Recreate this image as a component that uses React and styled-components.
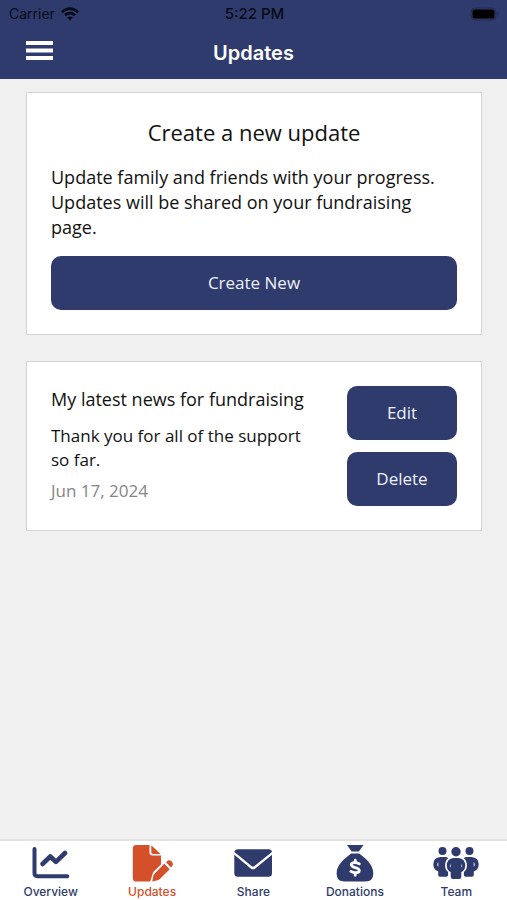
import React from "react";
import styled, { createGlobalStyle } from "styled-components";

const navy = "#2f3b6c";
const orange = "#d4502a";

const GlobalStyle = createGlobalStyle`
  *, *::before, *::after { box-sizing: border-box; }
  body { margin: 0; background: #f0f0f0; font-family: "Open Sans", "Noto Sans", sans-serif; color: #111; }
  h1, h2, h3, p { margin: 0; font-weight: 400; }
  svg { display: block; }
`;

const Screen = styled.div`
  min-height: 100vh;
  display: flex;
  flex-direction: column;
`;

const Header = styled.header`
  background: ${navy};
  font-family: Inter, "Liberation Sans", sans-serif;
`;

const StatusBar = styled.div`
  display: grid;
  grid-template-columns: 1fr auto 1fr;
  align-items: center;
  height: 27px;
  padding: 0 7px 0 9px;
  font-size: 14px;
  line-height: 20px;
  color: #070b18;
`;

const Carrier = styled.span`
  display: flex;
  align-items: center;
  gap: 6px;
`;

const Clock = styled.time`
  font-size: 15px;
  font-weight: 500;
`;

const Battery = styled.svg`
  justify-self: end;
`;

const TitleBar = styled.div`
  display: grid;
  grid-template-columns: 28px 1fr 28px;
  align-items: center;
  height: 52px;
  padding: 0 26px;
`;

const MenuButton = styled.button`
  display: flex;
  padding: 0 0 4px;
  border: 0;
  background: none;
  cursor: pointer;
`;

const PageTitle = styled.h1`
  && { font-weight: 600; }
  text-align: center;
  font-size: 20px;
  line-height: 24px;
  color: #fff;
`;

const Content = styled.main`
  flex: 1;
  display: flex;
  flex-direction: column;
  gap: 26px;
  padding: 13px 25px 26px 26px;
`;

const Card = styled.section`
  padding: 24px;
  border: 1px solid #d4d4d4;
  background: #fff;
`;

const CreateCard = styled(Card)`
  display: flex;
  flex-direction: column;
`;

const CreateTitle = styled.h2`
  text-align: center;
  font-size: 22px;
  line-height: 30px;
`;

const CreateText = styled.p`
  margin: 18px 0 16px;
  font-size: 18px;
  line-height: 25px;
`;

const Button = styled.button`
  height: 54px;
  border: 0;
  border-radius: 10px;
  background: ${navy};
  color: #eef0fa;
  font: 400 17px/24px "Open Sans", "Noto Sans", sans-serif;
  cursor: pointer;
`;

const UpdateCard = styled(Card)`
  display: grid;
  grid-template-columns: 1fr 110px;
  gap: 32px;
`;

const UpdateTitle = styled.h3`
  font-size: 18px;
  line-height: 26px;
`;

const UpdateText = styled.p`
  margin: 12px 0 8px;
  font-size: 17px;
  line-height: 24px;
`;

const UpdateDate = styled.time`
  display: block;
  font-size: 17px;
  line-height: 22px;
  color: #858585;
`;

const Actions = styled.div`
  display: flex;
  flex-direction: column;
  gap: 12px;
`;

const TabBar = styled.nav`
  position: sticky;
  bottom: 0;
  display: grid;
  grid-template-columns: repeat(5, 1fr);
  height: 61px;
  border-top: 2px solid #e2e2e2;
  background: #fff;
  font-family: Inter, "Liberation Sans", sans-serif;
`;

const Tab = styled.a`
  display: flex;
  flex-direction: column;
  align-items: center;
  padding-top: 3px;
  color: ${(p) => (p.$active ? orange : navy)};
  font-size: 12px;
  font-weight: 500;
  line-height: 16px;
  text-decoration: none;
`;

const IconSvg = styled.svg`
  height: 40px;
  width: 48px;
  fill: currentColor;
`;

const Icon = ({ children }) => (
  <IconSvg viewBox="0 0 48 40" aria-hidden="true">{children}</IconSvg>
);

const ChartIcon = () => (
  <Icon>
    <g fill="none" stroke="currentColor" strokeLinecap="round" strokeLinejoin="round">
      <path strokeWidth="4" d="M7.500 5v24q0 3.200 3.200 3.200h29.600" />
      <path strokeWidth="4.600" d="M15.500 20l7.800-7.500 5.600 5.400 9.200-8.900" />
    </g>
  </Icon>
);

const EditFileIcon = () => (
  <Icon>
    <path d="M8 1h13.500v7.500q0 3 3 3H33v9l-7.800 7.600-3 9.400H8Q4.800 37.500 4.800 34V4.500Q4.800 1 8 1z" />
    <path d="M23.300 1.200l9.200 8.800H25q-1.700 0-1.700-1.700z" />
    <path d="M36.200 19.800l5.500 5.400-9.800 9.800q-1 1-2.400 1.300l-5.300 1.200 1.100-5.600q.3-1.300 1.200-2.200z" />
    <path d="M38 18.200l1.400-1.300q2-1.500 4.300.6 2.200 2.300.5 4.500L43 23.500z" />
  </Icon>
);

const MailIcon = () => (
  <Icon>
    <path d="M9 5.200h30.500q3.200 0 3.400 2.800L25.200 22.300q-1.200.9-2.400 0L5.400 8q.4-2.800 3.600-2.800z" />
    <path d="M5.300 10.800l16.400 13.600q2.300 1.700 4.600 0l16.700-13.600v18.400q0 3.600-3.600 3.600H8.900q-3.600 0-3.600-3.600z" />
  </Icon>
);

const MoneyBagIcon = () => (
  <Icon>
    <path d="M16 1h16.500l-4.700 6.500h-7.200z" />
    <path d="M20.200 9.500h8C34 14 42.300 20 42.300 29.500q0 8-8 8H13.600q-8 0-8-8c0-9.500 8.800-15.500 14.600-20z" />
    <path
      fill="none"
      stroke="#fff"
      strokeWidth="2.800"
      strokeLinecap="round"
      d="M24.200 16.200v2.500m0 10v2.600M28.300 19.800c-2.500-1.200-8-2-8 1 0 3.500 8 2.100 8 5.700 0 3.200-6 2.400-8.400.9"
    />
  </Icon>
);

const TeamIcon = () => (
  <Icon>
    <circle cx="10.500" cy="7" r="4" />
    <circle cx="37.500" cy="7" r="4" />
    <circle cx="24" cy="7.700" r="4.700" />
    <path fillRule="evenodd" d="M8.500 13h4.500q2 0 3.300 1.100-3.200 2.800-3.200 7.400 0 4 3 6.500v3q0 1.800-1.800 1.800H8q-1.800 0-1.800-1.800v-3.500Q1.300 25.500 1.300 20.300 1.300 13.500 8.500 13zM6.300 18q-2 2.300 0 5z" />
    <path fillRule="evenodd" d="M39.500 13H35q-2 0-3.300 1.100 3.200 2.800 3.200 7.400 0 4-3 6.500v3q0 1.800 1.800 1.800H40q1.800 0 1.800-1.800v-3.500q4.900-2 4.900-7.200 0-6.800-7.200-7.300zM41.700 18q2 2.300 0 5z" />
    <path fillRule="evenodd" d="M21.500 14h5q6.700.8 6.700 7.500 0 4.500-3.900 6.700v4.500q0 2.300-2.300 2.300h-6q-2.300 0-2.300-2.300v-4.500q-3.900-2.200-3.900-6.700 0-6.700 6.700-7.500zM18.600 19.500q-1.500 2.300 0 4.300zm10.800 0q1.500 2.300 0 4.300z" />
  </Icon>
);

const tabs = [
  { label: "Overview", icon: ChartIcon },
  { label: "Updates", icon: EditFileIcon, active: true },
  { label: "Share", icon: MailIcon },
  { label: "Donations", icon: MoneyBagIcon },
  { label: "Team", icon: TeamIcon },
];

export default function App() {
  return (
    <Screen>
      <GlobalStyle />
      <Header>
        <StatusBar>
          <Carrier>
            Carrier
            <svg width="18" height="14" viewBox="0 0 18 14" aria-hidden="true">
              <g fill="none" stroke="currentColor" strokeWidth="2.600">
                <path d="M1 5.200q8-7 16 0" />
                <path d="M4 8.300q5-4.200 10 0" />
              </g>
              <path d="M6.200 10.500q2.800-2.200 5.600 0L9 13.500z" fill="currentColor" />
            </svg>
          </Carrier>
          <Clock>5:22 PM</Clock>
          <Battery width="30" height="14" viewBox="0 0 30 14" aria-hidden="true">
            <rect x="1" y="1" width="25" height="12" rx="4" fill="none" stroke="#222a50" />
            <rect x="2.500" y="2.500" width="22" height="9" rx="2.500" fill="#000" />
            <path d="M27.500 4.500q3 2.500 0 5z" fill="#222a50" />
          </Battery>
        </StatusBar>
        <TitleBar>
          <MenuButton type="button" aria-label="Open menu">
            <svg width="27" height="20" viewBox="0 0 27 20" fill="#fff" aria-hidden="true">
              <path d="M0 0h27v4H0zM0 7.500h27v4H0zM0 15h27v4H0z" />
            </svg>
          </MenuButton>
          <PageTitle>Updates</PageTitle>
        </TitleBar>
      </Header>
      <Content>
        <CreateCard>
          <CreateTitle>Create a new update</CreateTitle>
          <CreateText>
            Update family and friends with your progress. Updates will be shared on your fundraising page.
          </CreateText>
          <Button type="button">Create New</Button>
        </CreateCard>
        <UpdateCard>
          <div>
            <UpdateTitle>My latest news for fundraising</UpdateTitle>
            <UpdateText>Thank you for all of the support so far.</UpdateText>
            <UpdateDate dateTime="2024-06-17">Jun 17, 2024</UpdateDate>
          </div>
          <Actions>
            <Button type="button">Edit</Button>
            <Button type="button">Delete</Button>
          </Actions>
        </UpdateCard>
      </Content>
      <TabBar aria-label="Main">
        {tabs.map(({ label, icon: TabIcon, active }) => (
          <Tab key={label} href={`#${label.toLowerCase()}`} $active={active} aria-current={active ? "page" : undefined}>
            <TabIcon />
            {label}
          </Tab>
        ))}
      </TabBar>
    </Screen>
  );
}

○ ○ ○

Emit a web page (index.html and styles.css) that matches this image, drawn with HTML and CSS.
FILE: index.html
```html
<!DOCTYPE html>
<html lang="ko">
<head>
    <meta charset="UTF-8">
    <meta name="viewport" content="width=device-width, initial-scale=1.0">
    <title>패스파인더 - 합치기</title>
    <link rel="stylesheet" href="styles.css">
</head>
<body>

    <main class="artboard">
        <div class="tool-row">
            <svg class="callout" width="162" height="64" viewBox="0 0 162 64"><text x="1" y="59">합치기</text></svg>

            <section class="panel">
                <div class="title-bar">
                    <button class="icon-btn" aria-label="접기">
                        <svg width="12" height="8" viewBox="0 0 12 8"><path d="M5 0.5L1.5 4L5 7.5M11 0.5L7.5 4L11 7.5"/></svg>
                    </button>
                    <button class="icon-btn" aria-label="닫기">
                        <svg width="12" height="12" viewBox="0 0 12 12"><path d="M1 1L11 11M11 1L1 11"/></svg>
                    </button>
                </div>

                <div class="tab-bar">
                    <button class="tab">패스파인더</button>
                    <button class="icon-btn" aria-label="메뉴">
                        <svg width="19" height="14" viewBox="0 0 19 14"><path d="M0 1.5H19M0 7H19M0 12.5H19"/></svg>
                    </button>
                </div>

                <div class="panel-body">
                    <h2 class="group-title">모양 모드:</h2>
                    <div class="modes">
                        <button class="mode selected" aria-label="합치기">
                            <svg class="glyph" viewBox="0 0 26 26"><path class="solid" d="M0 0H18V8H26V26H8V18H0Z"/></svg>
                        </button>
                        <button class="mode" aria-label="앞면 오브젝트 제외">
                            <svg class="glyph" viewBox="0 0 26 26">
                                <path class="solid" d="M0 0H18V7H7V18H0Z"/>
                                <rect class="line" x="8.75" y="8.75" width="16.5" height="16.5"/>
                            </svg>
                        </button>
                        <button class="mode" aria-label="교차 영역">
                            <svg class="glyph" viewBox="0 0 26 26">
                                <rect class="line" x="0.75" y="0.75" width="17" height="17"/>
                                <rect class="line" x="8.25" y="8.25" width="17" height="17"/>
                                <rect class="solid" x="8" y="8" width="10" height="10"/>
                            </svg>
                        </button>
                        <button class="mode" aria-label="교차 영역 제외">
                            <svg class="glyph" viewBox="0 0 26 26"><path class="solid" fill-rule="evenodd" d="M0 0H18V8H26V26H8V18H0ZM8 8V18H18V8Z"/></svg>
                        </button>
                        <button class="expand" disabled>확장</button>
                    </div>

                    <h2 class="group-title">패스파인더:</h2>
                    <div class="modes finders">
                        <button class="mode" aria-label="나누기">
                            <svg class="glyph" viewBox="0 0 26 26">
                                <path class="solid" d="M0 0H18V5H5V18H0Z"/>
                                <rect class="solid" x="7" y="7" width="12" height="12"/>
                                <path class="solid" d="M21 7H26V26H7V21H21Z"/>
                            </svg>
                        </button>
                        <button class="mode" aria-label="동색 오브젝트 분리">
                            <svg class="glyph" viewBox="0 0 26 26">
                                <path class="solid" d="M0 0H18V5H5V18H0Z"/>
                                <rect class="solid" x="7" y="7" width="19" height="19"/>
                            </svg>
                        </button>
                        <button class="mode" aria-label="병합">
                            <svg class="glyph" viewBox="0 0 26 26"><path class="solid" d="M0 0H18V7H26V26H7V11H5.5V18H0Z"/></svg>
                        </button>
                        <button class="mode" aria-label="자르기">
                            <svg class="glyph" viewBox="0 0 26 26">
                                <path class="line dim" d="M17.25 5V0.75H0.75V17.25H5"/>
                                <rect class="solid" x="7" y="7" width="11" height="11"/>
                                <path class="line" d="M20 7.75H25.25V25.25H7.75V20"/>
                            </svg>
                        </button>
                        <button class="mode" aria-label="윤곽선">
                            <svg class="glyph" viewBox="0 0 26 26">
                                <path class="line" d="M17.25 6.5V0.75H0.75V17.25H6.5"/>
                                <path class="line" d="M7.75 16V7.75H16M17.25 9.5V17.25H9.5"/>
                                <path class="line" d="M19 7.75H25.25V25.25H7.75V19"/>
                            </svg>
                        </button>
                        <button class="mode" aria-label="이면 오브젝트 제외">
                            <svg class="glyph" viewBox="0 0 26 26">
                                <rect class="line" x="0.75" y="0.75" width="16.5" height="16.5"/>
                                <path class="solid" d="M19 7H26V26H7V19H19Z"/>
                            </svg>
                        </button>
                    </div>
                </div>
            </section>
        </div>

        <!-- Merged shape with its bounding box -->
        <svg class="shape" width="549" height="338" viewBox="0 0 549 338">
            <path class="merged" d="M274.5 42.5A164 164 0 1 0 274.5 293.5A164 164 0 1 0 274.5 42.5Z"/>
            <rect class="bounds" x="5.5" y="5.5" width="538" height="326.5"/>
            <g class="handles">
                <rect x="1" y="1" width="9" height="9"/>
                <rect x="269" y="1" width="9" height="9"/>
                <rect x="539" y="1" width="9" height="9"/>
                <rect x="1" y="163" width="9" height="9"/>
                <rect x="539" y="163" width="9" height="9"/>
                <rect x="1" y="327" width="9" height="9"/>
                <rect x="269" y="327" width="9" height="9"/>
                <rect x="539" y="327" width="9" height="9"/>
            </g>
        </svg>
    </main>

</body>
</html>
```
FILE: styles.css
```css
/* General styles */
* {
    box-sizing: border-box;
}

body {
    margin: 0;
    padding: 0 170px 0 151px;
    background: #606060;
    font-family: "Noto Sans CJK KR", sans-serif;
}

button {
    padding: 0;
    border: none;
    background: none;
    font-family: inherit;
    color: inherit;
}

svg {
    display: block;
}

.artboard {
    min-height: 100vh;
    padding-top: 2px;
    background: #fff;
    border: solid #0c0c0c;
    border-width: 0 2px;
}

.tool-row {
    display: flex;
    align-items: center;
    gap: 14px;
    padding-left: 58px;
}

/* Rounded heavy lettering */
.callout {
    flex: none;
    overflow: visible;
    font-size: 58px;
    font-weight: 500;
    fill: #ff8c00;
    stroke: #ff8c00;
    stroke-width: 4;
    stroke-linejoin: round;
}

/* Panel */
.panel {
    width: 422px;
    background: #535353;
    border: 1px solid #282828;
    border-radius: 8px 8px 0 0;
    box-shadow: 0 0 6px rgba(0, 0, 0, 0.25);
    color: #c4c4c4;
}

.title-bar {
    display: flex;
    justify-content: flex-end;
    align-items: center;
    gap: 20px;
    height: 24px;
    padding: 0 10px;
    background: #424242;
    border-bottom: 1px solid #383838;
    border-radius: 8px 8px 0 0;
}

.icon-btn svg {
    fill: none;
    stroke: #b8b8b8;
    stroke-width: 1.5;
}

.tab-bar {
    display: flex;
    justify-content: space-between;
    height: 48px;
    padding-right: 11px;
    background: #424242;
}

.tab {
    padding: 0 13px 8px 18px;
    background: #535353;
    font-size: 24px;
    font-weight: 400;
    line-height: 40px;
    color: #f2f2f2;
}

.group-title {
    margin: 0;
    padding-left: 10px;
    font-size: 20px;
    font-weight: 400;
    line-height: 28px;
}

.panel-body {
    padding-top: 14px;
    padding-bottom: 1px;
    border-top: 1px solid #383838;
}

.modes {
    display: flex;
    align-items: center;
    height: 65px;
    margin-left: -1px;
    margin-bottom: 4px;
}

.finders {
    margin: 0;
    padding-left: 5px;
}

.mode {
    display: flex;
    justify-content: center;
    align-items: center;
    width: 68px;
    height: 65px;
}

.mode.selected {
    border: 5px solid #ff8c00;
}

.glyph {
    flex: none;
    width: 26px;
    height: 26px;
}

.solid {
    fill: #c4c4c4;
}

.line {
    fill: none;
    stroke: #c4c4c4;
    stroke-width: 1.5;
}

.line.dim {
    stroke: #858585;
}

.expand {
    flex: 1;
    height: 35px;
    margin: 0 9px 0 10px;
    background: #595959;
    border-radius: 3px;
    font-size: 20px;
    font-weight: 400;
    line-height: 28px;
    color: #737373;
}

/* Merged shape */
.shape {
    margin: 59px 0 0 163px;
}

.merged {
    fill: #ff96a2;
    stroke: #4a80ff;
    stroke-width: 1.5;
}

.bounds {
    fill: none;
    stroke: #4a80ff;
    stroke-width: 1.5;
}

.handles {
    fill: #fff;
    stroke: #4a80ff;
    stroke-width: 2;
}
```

○ ○ ○

YOUR GOAL:
What is the number of lines in the records that contain the string "index"? Give only that number.

RESPONSE TO THIS TASK:
2